Isolation Valve J6 should be closed initially to prevent flow through the leg while Pump J5 is not operating. Do this by setting the Valve J6 Special Condition to Closed on the Optional tab. Valve J6 will open when Pump J5 starts. To do this, use the same transient event as defined for Pump J5. This is shown in Figure 4.

The Transient tab of the Valve Properties window with transient opening data entered for valve J6

Figure 4: Valve J6 opening transient profile is defined on the Transient tab on the Valve Properties window

ØTurn on Show Object Status from the View menu to verify if all data is entered. If so, the Pipes and Junctions group in Analysis Setup will have a check mark. If not, the uncompleted pipes or junctions will have their number shown in red. If this happens, go back to the uncompleted pipes or junctions and enter the missing data.

Step 7. Run the Model

Click Run Model on the toolbar or from the Analysis menu. This will open the Solution Progress window. This window allows you to watch as the AFT Fathom solver converges on the answer. Now view the results by clicking the Output button at the bottom of the Solution Progress window.
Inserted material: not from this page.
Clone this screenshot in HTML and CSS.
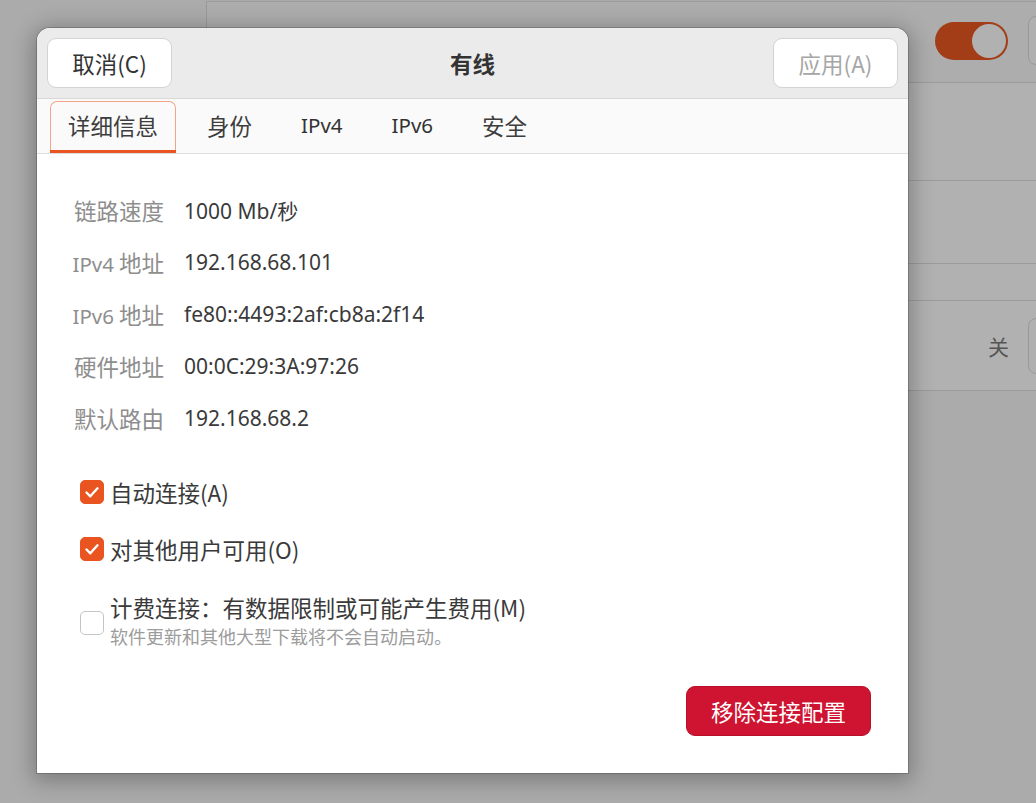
FILE: index.html
```html
<!DOCTYPE html>
<html lang="zh-CN">
<head>
<meta charset="utf-8">
<title>有线</title>
<link rel="stylesheet" href="styles.css">
</head>
<body>
<div class="bgwin">
  <div class="bg-top">
    <div class="toggle"><span class="knob"></span></div>
    <div class="bg-btn bg-btn-top"></div>
  </div>
  <div class="bg-row r1"></div>
  <div class="bg-row r2"></div>
  <div class="bg-row r3"></div>
  <div class="bg-row r4">
    <span class="off">关</span>
    <div class="bg-btn bg-btn-row"></div>
  </div>
</div>

<div class="dialog">
  <div class="header">
    <button class="hbtn">取消(C)</button>
    <div class="title">有线</div>
    <button class="hbtn disabled">应用(A)</button>
  </div>
  <div class="tabs">
    <div class="tab active"><span class="tab-in">详细信息</span></div>
    <div class="tab"><span class="tab-in">身份</span></div>
    <div class="tab"><span class="tab-in latin">IPv4</span></div>
    <div class="tab"><span class="tab-in latin">IPv6</span></div>
    <div class="tab"><span class="tab-in">安全</span></div>
  </div>
  <div class="content">
    <div class="info">
      <div class="lbl">链路速度</div><div class="val">1000 Mb/秒</div>
      <div class="lbl"><span class="lat">IPv4</span> 地址</div><div class="val">192.168.68.101</div>
      <div class="lbl"><span class="lat">IPv6</span> 地址</div><div class="val">fe80::4493:2af:cb8a:2f14</div>
      <div class="lbl">硬件地址</div><div class="val">00:0C:29:3A:97:26</div>
      <div class="lbl">默认路由</div><div class="val">192.168.68.2</div>
    </div>
    <div class="checks">
      <div class="check">
        <span class="box on"><svg viewBox="0 0 24 24" width="24" height="24"><path d="M6.5 12.5l3.8 3.8 7.2-8" fill="none" stroke="#fff" stroke-width="2.4" stroke-linecap="round" stroke-linejoin="round"/></svg></span>
        <span class="clabel">自动连接(A)</span>
      </div>
      <div class="check">
        <span class="box on"><svg viewBox="0 0 24 24" width="24" height="24"><path d="M6.5 12.5l3.8 3.8 7.2-8" fill="none" stroke="#fff" stroke-width="2.4" stroke-linecap="round" stroke-linejoin="round"/></svg></span>
        <span class="clabel">对其他用户可用(O)</span>
      </div>
      <div class="check third">
        <span class="box"></span>
        <div class="ctext">
          <div class="clabel">计费连接：有数据限制或可能产生费用(M)</div>
          <div class="csub">软件更新和其他大型下载将不会自动启动。</div>
        </div>
      </div>
    </div>
    <div class="actions">
      <button class="remove">移除连接配置</button>
    </div>
  </div>
</div>
</body>
</html>
```

FILE: styles.css
```css
* { box-sizing: border-box; }

html, body {
  margin: 0;
  padding: 0;
  width: 1036px;
  height: 803px;
  overflow: hidden;
}

body {
  background: #ababab;
  font-family: "Noto Sans", "Noto Sans CJK SC", sans-serif;
  color: #3d3d3d;
  position: relative;
}

/* background window */
.bgwin {
  margin-left: 206px;
  width: 880px;
  margin-top: 1px;
}

.bg-top {
  height: 82px;
  border-left: 1px solid #999;
  border-top: 1px solid #9c9c9c;
  border-bottom: 1px solid #9b9b9b;
  display: flex;
  align-items: center;
  justify-content: flex-end;
  padding-right: 2px;
  padding-bottom: 3px;
  background: #adadad;
}

.toggle {
  width: 73px;
  height: 38px;
  border-radius: 19px;
  background: #a33d17;
  display: flex;
  align-items: center;
  justify-content: flex-end;
  padding-right: 2px;
  margin-right: 20px;
}

.knob {
  width: 34px;
  height: 34px;
  border-radius: 50%;
  background: #b1b1b1;
}

.bg-btn {
  width: 56px;
  border: 1px solid #999;
  border-radius: 8px;
  background: #b0b0b0;
}

.bg-btn-top { height: 49px; }
.bg-btn-row { height: 56px; }

.bg-row {
  border-bottom: 1px solid #9b9b9b;
  background: #b1b1b1;
}

.r1 { height: 98px; }
.r2 { height: 83px; }
.r3 { height: 37px; }
.r4 {
  height: 90px;
  display: flex;
  align-items: center;
  justify-content: flex-end;
  padding-right: 2px;
}

.off {
  font-size: 21px;
  color: #555;
  margin-right: 19px;
  font-family: "Noto Sans CJK SC", sans-serif;
}

/* dialog */
.dialog {
  position: absolute;
  left: 37px;
  top: 28px;
  width: 871px;
  height: 745px;
  background: #fff;
  border-radius: 13px 13px 0 0;
  box-shadow: 0 0 0 1px rgba(0,0,0,0.18), 0 4px 22px 4px rgba(0,0,0,0.28);
  display: flex;
  flex-direction: column;
  overflow: hidden;
}

.header {
  height: 71px;
  background: #ebebeb;
  border-bottom: 1px solid #d8d8d8;
  display: flex;
  align-items: center;
  justify-content: space-between;
  padding: 0 10px 1px 10px;
}

.hbtn {
  width: 125px;
  height: 50px;
  background: #fff;
  border: 1px solid #d3d3d3;
  border-radius: 9px;
  font-family: "Noto Sans CJK SC", sans-serif;
  font-size: 22.5px;
  color: #333;
  padding: 0;
}

.hbtn.disabled { color: #a6a6a6; }

.title {
  font-family: "Noto Sans CJK SC", sans-serif;
  font-weight: bold;
  font-size: 22.5px;
  color: #333;
}

.tabs {
  height: 55px;
  background: #fafafa;
  border-bottom: 1px solid #dedede;
  display: flex;
  gap: 13px;
  padding-left: 13px;
}

.tab {
  height: 54px;
  padding-top: 2px;
  border-bottom: 3px solid transparent;
  display: flex;
}

.tab.active { border-bottom-color: #e95420; }

.tab-in {
  display: flex;
  align-items: center;
  padding: 0 17px 2px 17px;
  font-family: "Noto Sans CJK SC", sans-serif;
  font-size: 22.5px;
  color: #3d3d3d;
  border: 1px solid transparent;
  border-radius: 7px 7px 0 0;
  height: 49px;
}

.tab-in.latin {
  font-family: "Noto Sans", sans-serif;
  font-size: 20.5px;
  color: #333;
}

.tab.active .tab-in {
  border-color: #f2a488;
  border-bottom: none;
}

.content {
  flex: 1;
  display: flex;
  flex-direction: column;
  padding: 30px 37px 37px 30px;
}

.info {
  display: grid;
  grid-template-columns: 97px auto;
  column-gap: 20px;
  grid-auto-rows: 52px;
  align-items: center;
}

.lbl {
  text-align: right;
  font-family: "Noto Sans CJK SC", sans-serif;
  font-size: 22.5px;
  color: #8e8e8e;
}

.lbl .lat {
  font-family: "Noto Sans", sans-serif;
  font-size: 20.5px;
}

.val {
  font-size: 21px;
  color: #3a3a3a;
}

.checks {
  margin-top: 28px;
  display: flex;
  flex-direction: column;
  gap: 17px;
}

.check {
  display: flex;
  align-items: center;
  height: 40px;
  padding-left: 13px;
  gap: 6px;
}

.check.third {
  height: auto;
  margin-top: 6px;
}

.box {
  width: 24px;
  height: 24px;
  border-radius: 5px;
  border: 1px solid #c4c4c4;
  background: #fff;
  flex: none;
  display: flex;
}

.box.on {
  background: #e95420;
  border-color: #e95420;
}

.box svg { margin: -1px; }

.clabel {
  font-family: "Noto Sans CJK SC", sans-serif;
  font-size: 22.5px;
  color: #3a3a3a;
  line-height: 30px;
}

.third .box { margin-top: 4px; }

.csub {
  font-family: "Noto Sans CJK SC", sans-serif;
  font-size: 18px;
  color: #9c9c9c;
  line-height: 28px;
}

.actions {
  margin-top: auto;
  display: flex;
  justify-content: flex-end;
}

.remove {
  width: 185px;
  height: 50px;
  background: #ce1430;
  border: 1px solid #b8102a;
  border-radius: 9px;
  color: #fff;
  font-family: "Noto Sans CJK SC", sans-serif;
  font-size: 22.5px;
  padding: 0;
}
```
Step 8. Examine the Output

The occurrence of the transient events is recorded on two tabs in the General Output section. The first tab sorts the events by junction, and the second tab sorts the events chronologically. Figure 5 shows the chronological ordering of the transient events for this run. This output shows the downstream valves opening at 30-second intervals. It also shows that Pump J5 started 65 seconds into the run, and the isolation valve J6 also opened at 65 seconds.

The Event Messages By Time tab of the Output window.
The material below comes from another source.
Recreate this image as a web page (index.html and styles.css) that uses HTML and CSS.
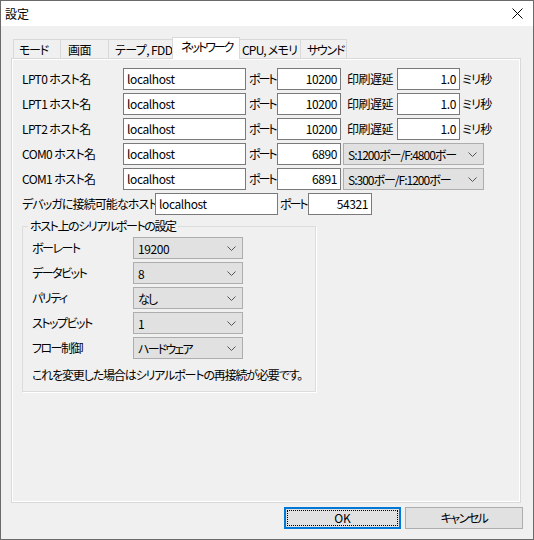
FILE: index.html
```html
<!DOCTYPE html>
<html lang="ja">
<head>
<meta charset="utf-8">
<link rel="stylesheet" href="styles.css">
</head>
<body>
<div class="window">
  <div class="titlebar">
    <span class="title">設定</span>
    <svg class="close" width="11" height="11" viewBox="0 0 11 11"><path d="M0.5 0.5 L10.5 10.5 M10.5 0.5 L0.5 10.5" stroke="#000" stroke-width="1" fill="none"/></svg>
  </div>
  <div class="tabs">
    <div class="tab w1">モード</div>
    <div class="tab w2">画面</div>
    <div class="tab w3">テープ, FDD</div>
    <div class="tab sel">ネットワーク</div>
    <div class="tab w5">CPU, メモリ</div>
    <div class="tab w6">サウンド</div>
  </div>
  <div class="panel">
    <div class="rows">
      <div class="row">
        <span class="lbl lw1">LPT0 ホスト名</span>
        <span class="input host">localhost</span>
        <span class="lbl port">ポート</span>
        <span class="input num">10200</span>
        <span class="lbl delay">印刷遅延</span>
        <span class="input num dl">1.0</span>
        <span class="lbl ms">ミリ秒</span>
      </div>
      <div class="row">
        <span class="lbl lw1">LPT1 ホスト名</span>
        <span class="input host">localhost</span>
        <span class="lbl port">ポート</span>
        <span class="input num">10200</span>
        <span class="lbl delay">印刷遅延</span>
        <span class="input num dl">1.0</span>
        <span class="lbl ms">ミリ秒</span>
      </div>
      <div class="row">
        <span class="lbl lw1">LPT2 ホスト名</span>
        <span class="input host">localhost</span>
        <span class="lbl port">ポート</span>
        <span class="input num">10200</span>
        <span class="lbl delay">印刷遅延</span>
        <span class="input num dl">1.0</span>
        <span class="lbl ms">ミリ秒</span>
      </div>
      <div class="row">
        <span class="lbl lw1">COM0 ホスト名</span>
        <span class="input host">localhost</span>
        <span class="lbl port">ポート</span>
        <span class="input num">6890</span>
        <span class="combo wide"><span class="ctext">S:1200ボー/F:4800ボー</span><svg class="chev" width="9" height="5" viewBox="0 0 9 5"><path d="M0.5 0.5 L4.5 4.5 L8.5 0.5" stroke="#555" fill="none"/></svg></span>
      </div>
      <div class="row">
        <span class="lbl lw1">COM1 ホスト名</span>
        <span class="input host">localhost</span>
        <span class="lbl port">ポート</span>
        <span class="input num">6891</span>
        <span class="combo wide"><span class="ctext">S:300ボー/F:1200ボー</span><svg class="chev" width="9" height="5" viewBox="0 0 9 5"><path d="M0.5 0.5 L4.5 4.5 L8.5 0.5" stroke="#555" fill="none"/></svg></span>
      </div>
      <div class="row">
        <span class="lbl lw2">デバッガに接続可能なホスト</span>
        <span class="input host">localhost</span>
        <span class="lbl port2">ポート</span>
        <span class="input num">54321</span>
      </div>
    </div>
    <fieldset class="group">
      <legend>ホスト上のシリアルポートの設定</legend>
      <div class="ginner">
        <div class="row">
          <span class="lbl glbl">ボーレート</span>
          <span class="combo small"><span class="ctext">19200</span><svg class="chev" width="9" height="5" viewBox="0 0 9 5"><path d="M0.5 0.5 L4.5 4.5 L8.5 0.5" stroke="#555" fill="none"/></svg></span>
        </div>
        <div class="row">
          <span class="lbl glbl">データビット</span>
          <span class="combo small"><span class="ctext">8</span><svg class="chev" width="9" height="5" viewBox="0 0 9 5"><path d="M0.5 0.5 L4.5 4.5 L8.5 0.5" stroke="#555" fill="none"/></svg></span>
        </div>
        <div class="row">
          <span class="lbl glbl">パリティ</span>
          <span class="combo small"><span class="ctext kana">なし</span><svg class="chev" width="9" height="5" viewBox="0 0 9 5"><path d="M0.5 0.5 L4.5 4.5 L8.5 0.5" stroke="#555" fill="none"/></svg></span>
        </div>
        <div class="row">
          <span class="lbl glbl">ストップビット</span>
          <span class="combo small"><span class="ctext">1</span><svg class="chev" width="9" height="5" viewBox="0 0 9 5"><path d="M0.5 0.5 L4.5 4.5 L8.5 0.5" stroke="#555" fill="none"/></svg></span>
        </div>
        <div class="row">
          <span class="lbl glbl">フロー制御</span>
          <span class="combo small"><span class="ctext kana">ハードウェア</span><svg class="chev" width="9" height="5" viewBox="0 0 9 5"><path d="M0.5 0.5 L4.5 4.5 L8.5 0.5" stroke="#555" fill="none"/></svg></span>
        </div>
        <p class="note">これを変更した場合はシリアルポートの再接続が必要です。</p>
      </div>
    </fieldset>
  </div>
  <div class="buttons">
    <div class="btn ok"><span class="focus">OK</span></div>
    <div class="btn cancel">キャンセル</div>
  </div>
</div>
</body>
</html>
```
FILE: styles.css
```css
* { box-sizing: border-box; }
html, body { margin: 0; padding: 0; }
body {
  font-family: "Noto Sans CJK JP", "Noto Sans", sans-serif;
  font-feature-settings: "palt";
  font-size: 12px;
  letter-spacing: -0.4px;
  color: #000;
  background: #f0f0f0;
}
.window {
  width: 534px;
  height: 540px;
  border: 1px solid #6a6a6a;
  background: #f0f0f0;
  display: flex;
  flex-direction: column;
}
.titlebar {
  height: 25px;
  background: #fff;
  display: flex;
  align-items: center;
  justify-content: space-between;
  padding: 0 10px 0 4px;
  flex: none;
}
.title { font-size: 12px; line-height: 16px; letter-spacing: 0; }
.close { display: block; }
.tabs {
  margin-top: 11px;
  height: 21px;
  padding-left: 12px;
  display: flex;
  align-items: flex-end;
  flex: none;
  position: relative;
  z-index: 2;
}
.tab {
  height: 19px;
  border: 1px solid #d9d9d9;
  border-bottom: none;
  background: #f0f0f0;
  padding-left: 5px;
  line-height: 19px;
  white-space: nowrap;
  margin-right: -1px;
  letter-spacing: -1.3px;
  overflow: hidden;
}
.w1 { width: 48px; }
.w2 { width: 49px; padding-left: 7px; letter-spacing: -0.5px; }
.w3 { width: 66px; padding-left: 6px; letter-spacing: -0.6px; }
.w5 { width: 63px; padding-left: 4px; letter-spacing: -0.8px; }
.w6 { width: 47px; padding-left: 6px; }
.tab.sel {
  height: 22px;
  width: 68px;
  margin-left: -1px;
  margin-right: -2px;
  margin-bottom: -1px;
  background: #fff;
  padding-left: 8px;
  line-height: 18px;
  letter-spacing: -2px;
  position: relative;
  z-index: 3;
}
.tab.sel + .tab { border-left: none; }
.panel {
  margin: 0 12px 0 10px;
  height: 445px;
  border: 1px solid #d9d9d9;
  box-shadow: inset 1px 1px 0 #fff, inset -1px -1px 0 #fff;
  background: #f0f0f0;
  padding: 9px 10px 0 10px;
  flex: none;
}
.rows {
  display: flex;
  flex-direction: column;
  gap: 3px;
}
.row {
  display: flex;
  align-items: center;
  height: 22px;
}
.lbl {
  line-height: 22px;
  white-space: nowrap;
  flex: none;
}
.lw1 { width: 101px; letter-spacing: -0.6px; }
.lw2 { width: 133px; letter-spacing: -0.9px; }
.port { width: 31px; padding-left: 3px; letter-spacing: -2px; }
.port2 { width: 30px; padding-left: 2px; letter-spacing: -2px; }
.delay { width: 56px; padding-left: 6px; letter-spacing: -0.5px; }
.ms { padding-left: 2px; letter-spacing: -0.7px; }
.input {
  flex: none;
  height: 22px;
  border: 1px solid #7a7a7a;
  background: #fff;
  padding: 0 3px;
  line-height: 20px;
  white-space: nowrap;
}
.host { width: 123px; }
.num { width: 64px; text-align: right; }
.num.dl { width: 63px; }
.combo {
  flex: none;
  height: 22px;
  border: 1px solid #adadad;
  background: #e1e1e1;
  display: flex;
  align-items: center;
  justify-content: space-between;
  padding: 0 6px 0 4px;
  white-space: nowrap;
  letter-spacing: -0.4px;
}
.combo.wide { width: 141px; margin-left: 2px; letter-spacing: -1px; }
.combo.small { width: 110px; }
.ctext.kana { letter-spacing: -1.8px; }
.chev { display: block; flex: none; }
.group {
  margin: 3px 0 0 0;
  padding: 0;
  width: 294px;
  border: 1px solid #dcdcdc;
  box-shadow: 1px 1px 0 #fff;
}
.group legend {
  margin-left: 5px;
  padding: 0 2px;
  line-height: 16px;
  font-size: 12px;
  letter-spacing: -1.4px;
}
.ginner {
  padding: 3px 0 8px 9px;
  display: flex;
  flex-direction: column;
  gap: 3px;
}
.glbl { width: 101px; letter-spacing: -1.5px; }
.note {
  margin: 5px 0 0 0;
  line-height: 16px;
  white-space: nowrap;
  letter-spacing: -1.15px;
}
.buttons {
  margin-top: 4px;
  display: flex;
  justify-content: flex-end;
  gap: 4px;
  padding-right: 10px;
  flex: none;
}
.btn {
  height: 22px;
  width: 118px;
  background: #e1e1e1;
  border: 1px solid #adadad;
  display: flex;
  align-items: center;
  justify-content: center;
  line-height: 16px;
  letter-spacing: -1.5px;
}
.btn.ok {
  width: 117px;
  border: 2px solid #0078d7;
  padding: 1px;
  letter-spacing: 0;
}
.focus {
  width: 100%;
  height: 100%;
  border: 1px dotted #000;
  display: flex;
  align-items: center;
  justify-content: center;
}
```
Figure 5: A chronological list of Transient Events is shown in the General Output section of the Output Window

Plotting the speed of Pump J5 vs. time as a Quick Graph from the Output shows the pump starting up at 65 seconds, and coming up to full speed over 5 seconds. This is shown in Figure 6.
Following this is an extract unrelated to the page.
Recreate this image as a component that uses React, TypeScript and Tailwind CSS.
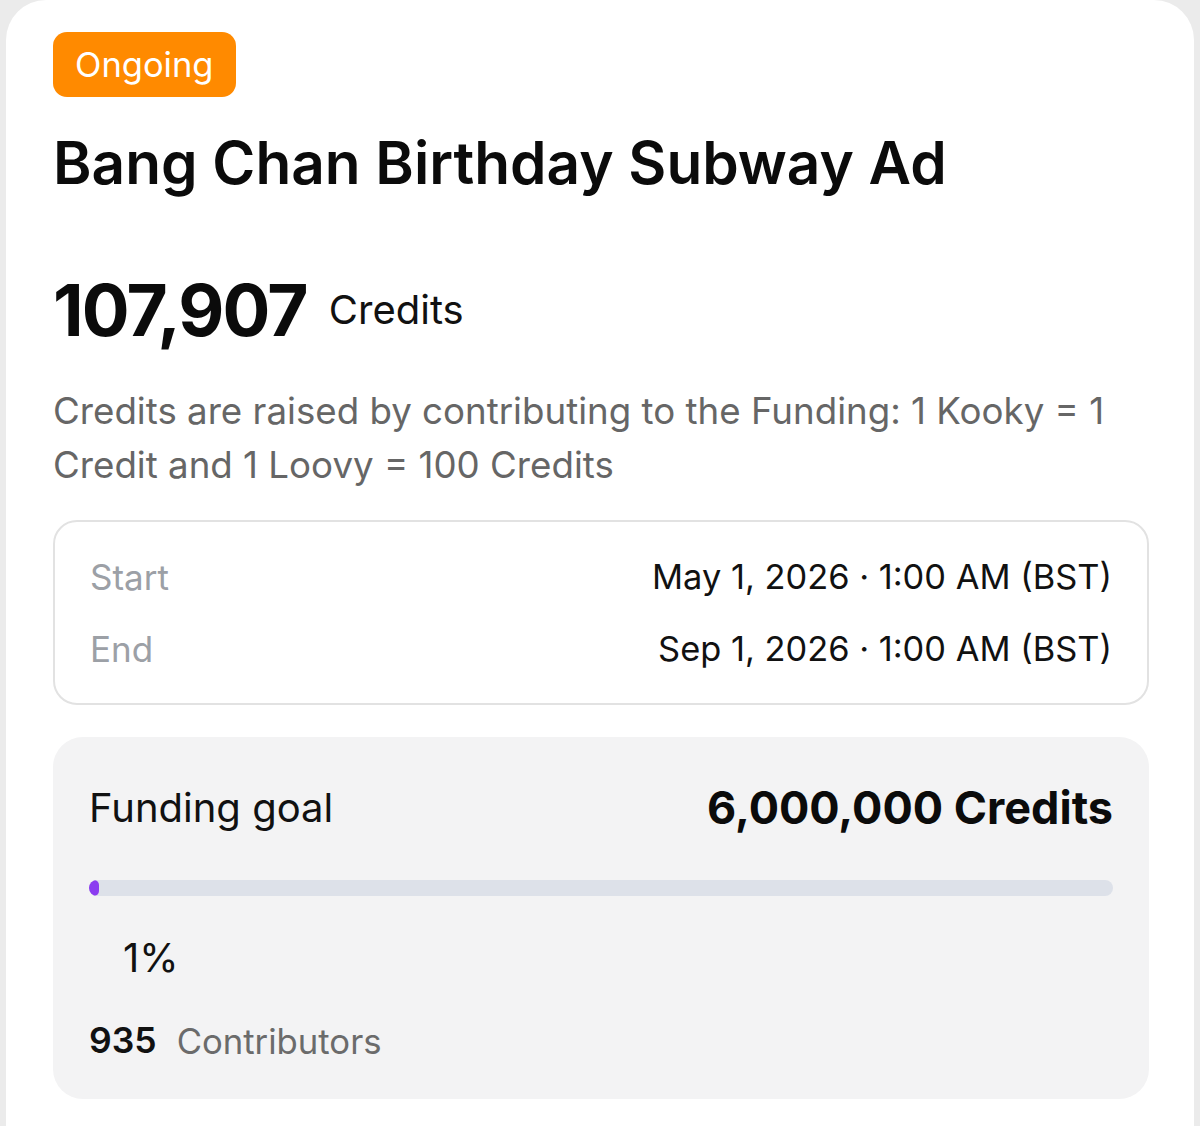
export default function App() {
  const raised = 107907;
  const goal = 6000000;
  const pct = Math.max(1, Math.floor((raised / goal) * 100));

  return (
    <div
      className="min-h-screen bg-[#ebebeb] px-[6px]"
      style={{ fontFamily: 'Inter, "Noto Sans", sans-serif' }}
    >
      <div className="min-h-[1126px] rounded-t-[40px] bg-white pl-[47px] pr-[45px] pt-[32px]">
        {/* Status badge */}
        <div className="inline-flex h-[65px] items-center rounded-[14px] bg-[#ff8a00] px-[22px] text-[34.5px] text-white">
          Ongoing
        </div>

        {/* Title */}
        <h1 className="mt-[31px] text-[58.5px] leading-[70px] font-semibold text-[#0b0b0b]">
          Bang Chan Birthday Subway Ad
        </h1>

        {/* Amount raised */}
        <div className="mt-[72px] flex items-center gap-[22px]">
          <span className="text-[71px] leading-[80px] font-bold tracking-tight text-[#0b0b0b]">
            107,907
          </span>
          <span className="text-[40px] text-[#111111]">Credits</span>
        </div>

        <p className="mt-[34px] text-[36.7px] leading-[54px] text-[#666666]">
          Credits are raised by contributing to the Funding: 1 Kooky = 1 Credit and 1 Loovy = 100 Credits
        </p>

        {/* Schedule */}
        <div className="mt-[28px] flex flex-col gap-[32px] rounded-[24px] border-2 border-[#e2e2e2] px-[35px] pb-[34px] pt-[35px] leading-[40px]">
          <div className="flex items-center justify-between">
            <span className="text-[35px] text-[#9ca0a6]">Start</span>
            <span className="text-[34.4px] text-[#111111]">May 1, 2026 · 1:00 AM (BST)</span>
          </div>
          <div className="flex items-center justify-between">
            <span className="text-[35px] text-[#9ca0a6]">End</span>
            <span className="text-[34.4px] text-[#111111]">Sep 1, 2026 · 1:00 AM (BST)</span>
          </div>
        </div>

        {/* Funding goal */}
        <div className="mt-[32px] rounded-[30px] bg-[#f3f3f4] px-[36px] pb-[36px] pt-[47px]">
          <div className="flex items-center justify-between leading-[48px]">
            <span className="text-[40px] text-[#111111]">Funding goal</span>
            <span className="text-[45px] font-bold text-[#0b0b0b]">6,000,000 Credits</span>
          </div>

          <div className="mt-[48px] h-[16px] w-full overflow-hidden rounded-full bg-[#dde1e9]">
            <div className="h-full rounded-full bg-[#8b3cf0]" style={{ width: `${pct}%` }} />
          </div>

          <div className="ml-[34px] mt-[38px] text-[40px] leading-[48px] text-[#111111]">{pct}%</div>

          <div className="mt-[37px] flex items-center gap-[20px] leading-[44px]">
            <span className="text-[35.5px] font-semibold text-[#111111]">935</span>
            <span className="text-[34.7px] text-[#6b6b6b]">Contributors</span>
          </div>
        </div>
      </div>
    </div>
  );
}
A Quick Graph plot of Pump J5 speed vs time.

Figure 6: Quick Graph can be used to plot the Pump J5 Speed vs. Time

Now go to the Graph Results window. A stacked graph can be made for the Control Valve J8 as shown in Figure 7 to see the affect of the opening valves on the flow rate at the control valve, as well as how the open percent at the control valve responds. It can be seen here that the control valve open percent reaches 50% at 65 seconds, which correlates with the beginning of the pump startup.

To create these stacked graphs, go to the Transient tab in Graph Control. Change the Pipes or Junctions selection to Valves and check the box next the 8, Control Valve. At the bottom, click the Add button next to Select Parameter to add a second parameter to graph. Set the first parameter to Volumetric Flow Rate with m3/hr Units, and set the second parameter to Open Percentage with Percent Units. Now click Generate.

A stacked graph showing volumetric flow rate and open percentage vs time in the Graph Results window.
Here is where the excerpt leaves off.